The My-Stery: Let Me Ride Part 2 — Escape and Escapism


Above is a conversation I recently listened to about escapism in Afrofuturism from Native Thinghood. The conversation stirred my thoughts about the concept of escapism. For I see escapism, or better escape, as having two sides, as with anything else in life. Yes, escapism can be a way of not dealing with the problems of reality, but it can also be a form of freedom or a way to perceive reality outside of the box.

We as human beings have a natural “fight or flight” response built into our bodies. Sometimes there is a need to stick it out and fight and sometimes there is a need to run. Looking up the etymology of escape, it comes from the Latin excappare, which literally meant to “get out of one’s cape, leave a pursuer with just one’s cape” (ex: out and cappa: cape or mantle). It is like a shedding of a skin, or leaving behind something that is holding oneself back or endangering oneself.

T. Harris “Harmony” Escapism #2

I see escape as one way to step into creating the future. It is thinking outside or beyond the limits that are given to us. A few days ago, I attended a Saul Williams show and he spoke about how we often use beliefs and labels to police ourselves and we prevent ourselves from exploring outside of them because it is uncomfortable. As he suggested, sometimes we are so enveloped in the struggle or the suffering that we forget that there is life beyond that. And isn’t the point of the struggle to fight to escape the situation you are in today for a better tomorrow.

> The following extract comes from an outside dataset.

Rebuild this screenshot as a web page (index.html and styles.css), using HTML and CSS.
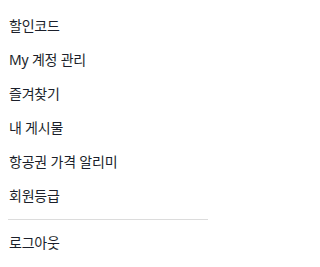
FILE: index.html
```html
<!DOCTYPE html>
<html lang="ko">
<head>
<meta charset="utf-8">
<link rel="stylesheet" href="styles.css">
</head>
<body>
<nav class="menu">
  <ul class="menu-list">
    <li class="menu-item">할인코드</li>
    <li class="menu-item">My 계정 관리</li>
    <li class="menu-item">즐겨찾기</li>
    <li class="menu-item">내 게시물</li>
    <li class="menu-item">항공권 가격 알리미</li>
    <li class="menu-item">회원등급</li>
  </ul>
  <hr class="divider">
  <ul class="menu-list">
    <li class="menu-item">로그아웃</li>
  </ul>
</nav>
</body>
</html>
```
FILE: styles.css
```css
html, body {
  margin: 0;
  padding: 0;
  background: #fff;
}
body {
  padding: 9px 8px 0 8px;
  font-family: "Noto Sans", "Noto Sans CJK KR", sans-serif;
  color: #1b1f2b;
}
.menu {
  width: 200px;
}
.menu-list {
  list-style: none;
  margin: 0;
  padding: 0;
}
.menu-item {
  height: 34px;
  line-height: 34px;
  font-size: 14px;
  padding-left: 1px;
  letter-spacing: -0.2px;
}
.divider {
  border: 0;
  border-top: 1px solid #dcdcdc;
  margin: 6px 0 6px 0;
  height: 0;
}
```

In part 1 of this post, I wrote about the importance of transportation within the diaspora and how that included the runaway slave or maroon. For many, running away is a form of fighting back and dealing with the issue. It is a purposeful escape and connects to other concepts of fugitivity and exile, as Mark Anthony Neal discusses in his own work. In relation to fantasy and imagination, together they can allow us to imagine a world outside of the one we are accustomed to and even worlds outside of ourselves and to imagine other possible worlds. Speaking of worlds outside ourselves, escape and fantasy can also be communal in the escape and fantasy found in the traditions of carnival, spirit possession rituals, and artistic collaboration. In these, our spirits strive to escape the physical limits into a collective spirit of the universe, even if its only temporary.

Finally, to address the idea that Afrofuturism is about escaping the past. If we think of circular time or circularity, and not linearity, then sometimes in the escape, we end up going back to the past and we find ourselves again. Look at Sun Ra. He may have appeared to be futuristic, but he borrowed a lot from ancient mythology. Circularity also is in the escaping now to come back later; sometimes the best way to handle a problem is to leave it alone for a while and return in a better mind state. We can be so fixated on an issue from one angle that we may not see it from another or outside of it altogether. It is escaping into a fantasy to come back to the reality.  do not want blind escape or fantasy; I believe that they can be used as tools by which we examine our own worlds and change them.